Web page code records
----

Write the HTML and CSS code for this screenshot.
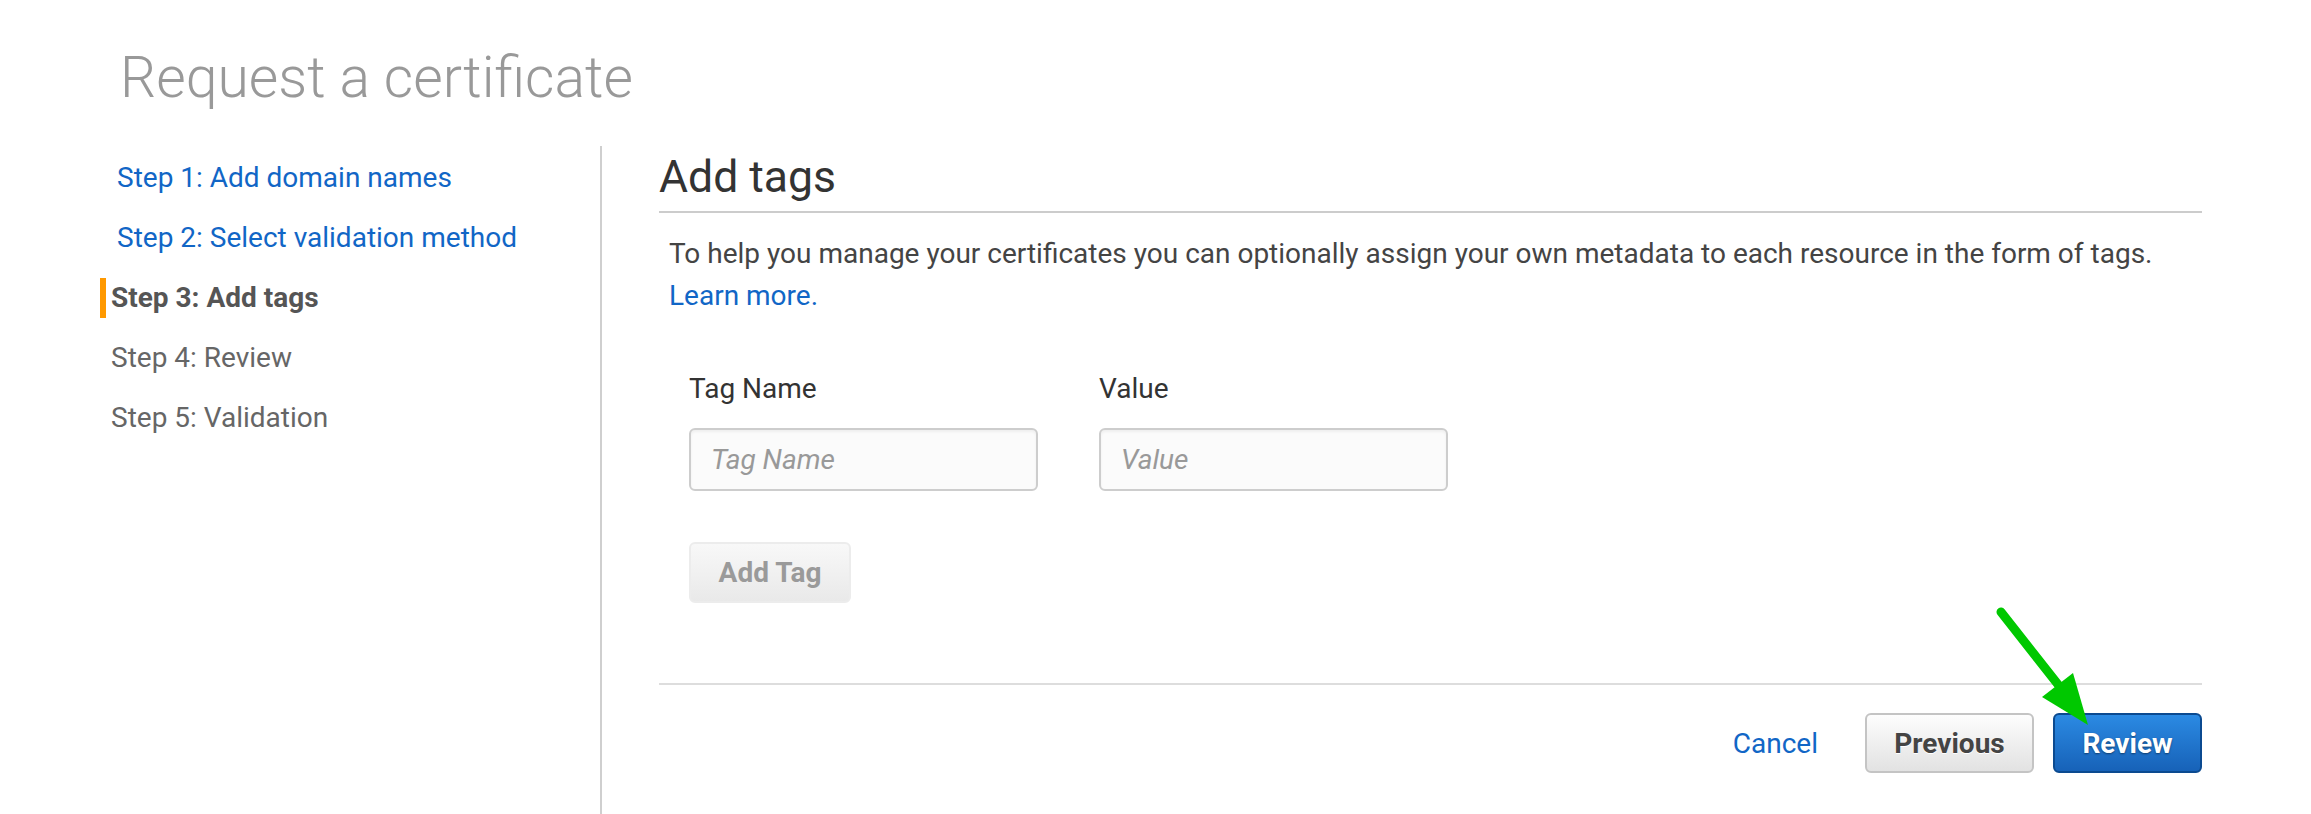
FILE: index.html
```html
<!DOCTYPE html>
<html lang="en">
<head>
<meta charset="utf-8">
<title>Request a certificate</title>
<link rel="stylesheet" href="styles.css">
</head>
<body>
<div class="page">
  <h1 class="title">Request a certificate</h1>
  <div class="layout">
    <nav class="nav">
      <ul class="nav-list">
        <li class="nav-item"><a href="#">Step 1: Add domain names</a></li>
        <li class="nav-item"><a href="#">Step 2: Select validation method</a></li>
        <li class="nav-item active">Step 3: Add tags</li>
        <li class="nav-item">Step 4: Review</li>
        <li class="nav-item">Step 5: Validation</li>
      </ul>
    </nav>
    <main class="main">
      <h2 class="heading">Add tags</h2>
      <p class="intro">To help you manage your certificates you can optionally assign your own metadata to each resource in the form of tags.<br><a href="#">Learn more.</a></p>
      <div class="tag-form">
        <div class="fields">
          <div class="field">
            <label for="tagname">Tag Name</label>
            <input id="tagname" type="text" placeholder="Tag Name">
          </div>
          <div class="field">
            <label for="tagvalue">Value</label>
            <input id="tagvalue" type="text" placeholder="Value">
          </div>
        </div>
        <button class="btn btn-disabled" type="button">Add Tag</button>
      </div>
      <div class="footer-rule"></div>
      <div class="actions">
        <a class="cancel" href="#">Cancel</a>
        <button class="btn btn-default" type="button">Previous</button>
        <button class="btn btn-primary" type="button">Review</button>
      </div>
    </main>
  </div>
  <svg class="arrow" width="120" height="140" viewBox="0 0 120 140" aria-hidden="true">
    <line x1="21" y1="17" x2="80" y2="92" stroke="#00c800" stroke-width="9" stroke-linecap="round"/>
    <polygon points="62,102 93,78 108,130" fill="#00c800"/>
  </svg>
</div>
</body>
</html>
```

FILE: styles.css
```css
* { box-sizing: border-box; }
html, body { margin: 0; padding: 0; }
body {
  width: 2311px;
  height: 814px;
  overflow: hidden;
  background: #fff;
  font-family: Roboto, "Liberation Sans", Arial, sans-serif;
}
.page {
  position: relative;
  height: 814px;
  padding: 44px 109px 0 100px;
  display: flex;
  flex-direction: column;
}
.title {
  margin: 0 0 34px 20px;
  font-size: 57px;
  font-weight: 300;
  line-height: 68px;
  color: #999;
}
.layout {
  flex: 1;
  display: flex;
}
.nav {
  width: 502px;
  flex-shrink: 0;
  border-right: 2px solid #cfcfcf;
  padding-top: 12px;
}
.nav-list {
  list-style: none;
  margin: 0;
  padding: 0;
  display: flex;
  flex-direction: column;
  gap: 20px;
}
.nav-item {
  font-size: 28px;
  line-height: 40px;
  color: #666;
  padding-left: 11px;
}
.nav-item a {
  color: #1166c6;
  text-decoration: none;
  padding-left: 6px;
}
.nav-item.active {
  border-left: 6px solid #ff9900;
  padding-left: 5px;
  font-weight: 700;
  color: #555;
}
.main {
  flex: 1;
  padding: 5px 0 0 57px;
  display: flex;
  flex-direction: column;
}
.heading {
  margin: 0;
  font-size: 44.5px;
  font-weight: 400;
  line-height: 52px;
  color: #333;
  padding-bottom: 8px;
  border-bottom: 2px solid #ccc;
}
.intro {
  margin: 20px 0 0 10px;
  font-size: 28px;
  line-height: 42px;
  color: #444;
}
.intro a, .cancel {
  color: #1166c6;
  text-decoration: none;
}
.tag-form {
  margin: 53px 0 0 30px;
  display: flex;
  flex-direction: column;
  align-items: flex-start;
}
.fields {
  display: flex;
  gap: 61px;
}
.field {
  width: 349px;
  display: flex;
  flex-direction: column;
  gap: 20px;
}
.field label {
  font-size: 28px;
  line-height: 38px;
  color: #333;
}
.field input {
  height: 63px;
  width: 100%;
  border: 2px solid #cdcdcd;
  border-radius: 6px;
  background: #fbfbfb;
  padding: 0 20px;
  font-family: Roboto, "Liberation Sans", Arial, sans-serif;
  font-size: 28px;
  color: #444;
  box-shadow: inset 0 2px 3px rgba(0, 0, 0, 0.05);
  outline: none;
}
.field input::placeholder {
  color: #999;
  font-style: italic;
}
.btn {
  font-family: Roboto, "Liberation Sans", Arial, sans-serif;
  font-size: 28px;
  font-weight: 700;
  border-radius: 6px;
  padding: 0;
  cursor: pointer;
}
.btn-disabled {
  margin-top: 51px;
  width: 162px;
  height: 61px;
  color: #9a9a9a;
  background: linear-gradient(#f8f8f8, #e9e9e9);
  border: 2px solid #ececec;
}
.footer-rule {
  margin-top: 80px;
  border-top: 2px solid #ddd;
}
.actions {
  margin-top: 28px;
  display: flex;
  justify-content: flex-end;
  align-items: center;
}
.cancel {
  font-size: 28px;
  margin-right: 47px;
}
.btn-default {
  width: 169px;
  height: 60px;
  color: #444;
  background: linear-gradient(#fdfdfd, #e2e2e2);
  border: 2px solid #c4c4c4;
  text-shadow: 0 1px 0 #fff;
}
.btn-primary {
  margin-left: 19px;
  width: 149px;
  height: 60px;
  color: #fff;
  background: linear-gradient(#2b8ae3, #1762b8);
  border: 2px solid #0b4a90;
  text-shadow: 0 1px 2px rgba(0, 0, 0, 0.45);
}
.arrow {
  position: absolute;
  left: 1980px;
  top: 595px;
}
```
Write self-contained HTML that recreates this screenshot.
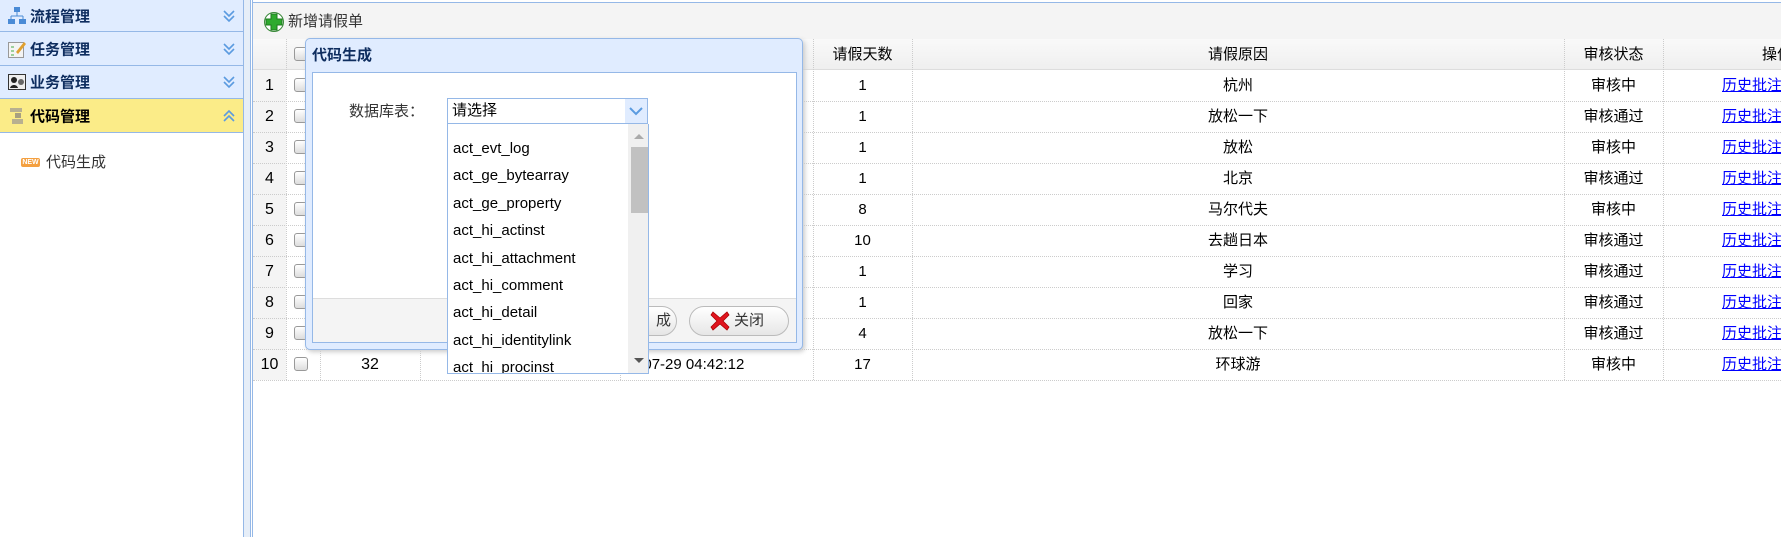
<!DOCTYPE html>
<html><head><meta charset="utf-8"><style>
*{margin:0;padding:0;box-sizing:border-box;white-space:nowrap}
body{width:1781px;height:537px;overflow:hidden;background:#fff;font-family:"Liberation Sans","Noto Sans CJK SC",sans-serif;font-size:15px;color:#000;position:relative}
.a{position:absolute}
.sh{position:absolute;left:0;width:244px;background:#E0ECFF;border-bottom:1px solid #95B8E7;border-right:1px solid #95B8E7}
.sh b{position:absolute;left:30px;top:50%;transform:translateY(-50%);font-size:15px;color:#0E2D5F}
.chev{position:absolute;left:222px;top:50%;transform:translateY(-50%);width:14px;height:14px}
.hl{position:absolute;top:39px;height:31px;background:linear-gradient(#F9F9F9,#EFEFEF);border-bottom:1px solid #ddd}
.vl{position:absolute;top:39px;height:341px;border-left:1px dotted #ccc}
.hr{position:absolute;left:253px;width:1528px;border-top:1px dotted #ccc}
.c{position:absolute;text-align:center;line-height:31px;height:31px}
.cb{position:absolute;left:294px;width:14px;height:14px;border:1px solid #999;border-radius:3px;background:linear-gradient(#fff,#ddd)}
.lk{color:#00f;text-decoration:underline}
.it{position:absolute;left:453px;font-size:15px;color:#000;line-height:20px}
</style></head><body>
<!-- sidebar -->
<div class="a" style="left:0;top:0;width:244px;height:537px;border-right:1px solid #95B8E7"></div>
<div class="a" style="left:244px;top:0;width:7px;height:537px;background:#E6EEF8"></div>
<div class="a" style="left:250px;top:0;width:1px;height:537px;background:#95B8E7"></div>
<div class="a" style="left:252px;top:0;width:1px;height:537px;background:#95B8E7"></div>
<div class="sh" style="top:0;height:32px"><svg class="a" style="left:8px;top:7px" width="18" height="18"><rect x="6" y="0" width="6" height="5" fill="#4A8BD6"/><path d="M9 5v4M3 9h12M3 9v3M15 9v3" stroke="#4A8BD6" fill="none"/><rect x="0" y="12" width="7" height="5" fill="#4A8BD6"/><rect x="11" y="12" width="7" height="5" fill="#4A8BD6"/></svg><b>流程管理</b><svg class="chev" viewBox="0 0 14 14"><path d="M2 2l5 5 5-5M2 7l5 5 5-5" stroke="#5B9BE0" stroke-width="1.6" fill="none"/></svg></div>
<div class="sh" style="top:32px;height:34px"><svg class="a" style="left:8px;top:8px" width="18" height="18"><rect x="0.5" y="2.5" width="15" height="15" fill="#f4f4f4" stroke="#999"/><path d="M3 7h3M3 11h3M3 15h3" stroke="#4a4"/><path d="M8 12l8-10 2 2-8 10z" fill="#E0A030"/></svg><b>任务管理</b><svg class="chev" viewBox="0 0 14 14"><path d="M2 2l5 5 5-5M2 7l5 5 5-5" stroke="#5B9BE0" stroke-width="1.6" fill="none"/></svg></div>
<div class="sh" style="top:66px;height:33px"><svg class="a" style="left:8px;top:8px" width="18" height="16"><rect x="0.5" y="0.5" width="17" height="15" fill="#eee" stroke="#333"/><circle cx="6" cy="6" r="3" fill="#222"/><path d="M2 14c1-4 7-4 8 0z" fill="#222"/><circle cx="13" cy="8" r="3" fill="#666"/></svg><b>业务管理</b><svg class="chev" viewBox="0 0 14 14"><path d="M2 2l5 5 5-5M2 7l5 5 5-5" stroke="#5B9BE0" stroke-width="1.6" fill="none"/></svg></div>
<div class="sh" style="top:99px;height:34px;background:#FBEC88"><svg class="a" style="left:8px;top:8px" width="18" height="18"><rect x="2" y="1" width="12" height="4" fill="#B8B090"/><rect x="7" y="6" width="6" height="5" fill="#A8A080"/><rect x="4" y="12" width="11" height="5" fill="#B8B090"/></svg><b style="color:#000">代码管理</b><svg class="chev" viewBox="0 0 14 14"><path d="M2 7l5-5 5 5M2 12l5-5 5 5" stroke="#5B9BE0" stroke-width="1.6" fill="none"/></svg></div>
<div class="a" style="left:21px;top:158px;width:19px;height:9px;background:#F4A040;border-radius:2px;color:#fff;font-size:7px;font-weight:bold;line-height:9px;text-align:center">NEW</div>
<div class="a" style="left:46px;top:153px;font-size:15px;color:#333;line-height:20px">代码生成</div>
<!-- main -->
<div class="a" style="left:253px;top:2px;width:1528px;height:1px;background:#95B8E7"></div>
<div class="a" style="left:253px;top:3px;width:1528px;height:36px;background:#F4F4F4"></div>
<svg class="a" style="left:264px;top:12px" width="20" height="20"><circle cx="10" cy="10" r="9.5" fill="#fff" stroke="#3a8a3a"/><path d="M7 2h6v5h5v6h-5v5H7v-5H2V7h5z" fill="#2EAA2E" stroke="#1d7a1d"/></svg>
<div class="a" style="left:288px;top:12px;font-size:15px;color:#333;line-height:20px">新增请假单</div>
<div class="hl" style="left:253px;width:1528px"></div>
<div class="a" style="left:253px;top:70px;width:33px;height:310px;background:#F4F4F4"></div>
<div class="vl" style="left:286px"></div><div class="vl" style="left:320px"></div><div class="vl" style="left:420px"></div><div class="vl" style="left:620px"></div><div class="vl" style="left:813px"></div><div class="vl" style="left:912px"></div><div class="vl" style="left:1564px"></div><div class="vl" style="left:1663px"></div>
<div class="hr" style="top:101px"></div><div class="hr" style="top:132px"></div><div class="hr" style="top:163px"></div><div class="hr" style="top:194px"></div><div class="hr" style="top:225px"></div><div class="hr" style="top:256px"></div><div class="hr" style="top:287px"></div><div class="hr" style="top:318px"></div><div class="hr" style="top:349px"></div><div class="hr" style="top:380px"></div>
<div class="cb" style="top:47px"></div>
<div class="c" style="left:813px;top:39px;width:99px">请假天数</div>
<div class="c" style="left:912px;top:39px;width:652px">请假原因</div>
<div class="c" style="left:1564px;top:39px;width:99px">审核状态</div>
<div class="a" style="left:1762px;top:39px;line-height:31px">操作</div>
<div id="rows"></div>
<script>
var d=[1,1,1,1,8,10,1,1,4,17],r=["杭州","放松一下","放松","北京","马尔代夫","去趟日本","学习","回家","放松一下","环球游"],s=["审核中","审核通过","审核中","审核通过","审核中","审核通过","审核通过","审核通过","审核通过","审核中"],h="";
for(var i=0;i<10;i++){var t=70+i*31;h+='<div class="c" style="left:253px;top:'+t+'px;width:33px;font-size:16px">'+(i+1)+'</div><div class="cb" style="top:'+(t+8)+'px"></div><div class="c" style="left:813px;top:'+t+'px;width:99px">'+d[i]+'</div><div class="c" style="left:912px;top:'+t+'px;width:652px">'+r[i]+'</div><div class="c" style="left:1564px;top:'+t+'px;width:99px">'+s[i]+'</div><div class="a lk" style="left:1722px;top:'+(t+6)+'px;line-height:20px">历史批注</div>';}
document.getElementById("rows").innerHTML=h;
</script>
<div class="c" style="left:320px;top:349px;width:100px;font-size:16px">32</div>
<div class="a" style="left:605px;top:349px;line-height:31px;font-size:15px">2017-07-29 04:42:12</div>
<!-- dialog -->
<div class="a" style="left:305px;top:38px;width:498px;height:312px;background:#E0ECFF;border:1px solid #95B8E7;border-radius:5px;box-shadow:2px 2px 5px #ccc"></div>
<div class="a" style="left:312px;top:46px;font-weight:bold;font-size:15px;color:#0E2D5F;line-height:20px">代码生成</div>
<div class="a" style="left:312px;top:72px;width:485px;height:271px;background:#fff;border:1px solid #95B8E7"></div>
<div class="a" style="left:313px;top:298px;width:483px;height:44px;background:#F4F4F4;border-top:1px solid #ddd"></div>
<div class="a" style="left:590px;top:306px;width:87px;height:30px;border:1px solid #bbb;border-radius:15px;background:linear-gradient(#fff,#e6e6e6)"></div>
<div class="a" style="left:656px;top:311px;line-height:20px;color:#333">成</div>
<div class="a" style="left:689px;top:306px;width:100px;height:30px;border:1px solid #bbb;border-radius:15px;background:linear-gradient(#fff,#e6e6e6)"></div>
<svg class="a" style="left:710px;top:311px" width="20" height="20"><path d="M3 1l7 6 7-6 2 3-6 6 6 6-2 3-7-6-7 6-2-3 6-6-6-6z" fill="#E0141E" stroke="#a00" stroke-width=".8"/></svg>
<div class="a" style="left:734px;top:311px;line-height:20px;color:#333">关闭</div>
<div class="a" style="left:349px;top:102px;line-height:20px;color:#333">数据库表：</div>
<div class="a" style="left:447px;top:98px;width:201px;height:26px;border:1px solid #95B8E7;background:#fff"></div>
<div class="a" style="left:625px;top:99px;width:22px;height:24px;background:#E0ECFF"></div>
<svg class="a" style="left:629px;top:106px" width="14" height="10"><path d="M1 2l6 6 6-6" stroke="#5B9BE0" stroke-width="2" fill="none"/></svg>
<div class="a" style="left:452px;top:101px;line-height:20px">请选择</div>
<div class="a" style="left:447px;top:124px;width:202px;height:250px;background:#fff;border:1px solid #95B8E7;border-top:none;overflow:hidden">
<div class="a" style="left:180px;top:0;width:21px;height:250px;background:#F0F0F0"></div>
<div class="a" style="left:183px;top:23px;width:17px;height:66px;background:#C1C1C1"></div>
<div class="a" style="left:186px;top:10px;width:0;height:0;border:5px solid transparent;border-bottom-color:#aaa;border-top:0"></div>
<div class="a" style="left:186px;top:234px;width:0;height:0;border:5px solid transparent;border-top-color:#555;border-bottom:0"></div>
</div>
<div class="a" style="left:447px;top:124px;width:180px;height:249px;overflow:hidden">
<div class="it" style="left:6px;top:15px">act_evt_log</div>
<div class="it" style="left:6px;top:42px">act_ge_bytearray</div>
<div class="it" style="left:6px;top:70px">act_ge_property</div>
<div class="it" style="left:6px;top:97px">act_hi_actinst</div>
<div class="it" style="left:6px;top:125px">act_hi_attachment</div>
<div class="it" style="left:6px;top:152px">act_hi_comment</div>
<div class="it" style="left:6px;top:179px">act_hi_detail</div>
<div class="it" style="left:6px;top:207px">act_hi_identitylink</div>
<div class="it" style="left:6px;top:234px">act_hi_procinst</div>
</div>
</body></html>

----

_Aim of the task:_ Check every line of the data, and copy the ones that contain "this".

_Written answer:_
Write the HTML and CSS code for this screenshot.
Write self-contained HTML that recreates this screenshot.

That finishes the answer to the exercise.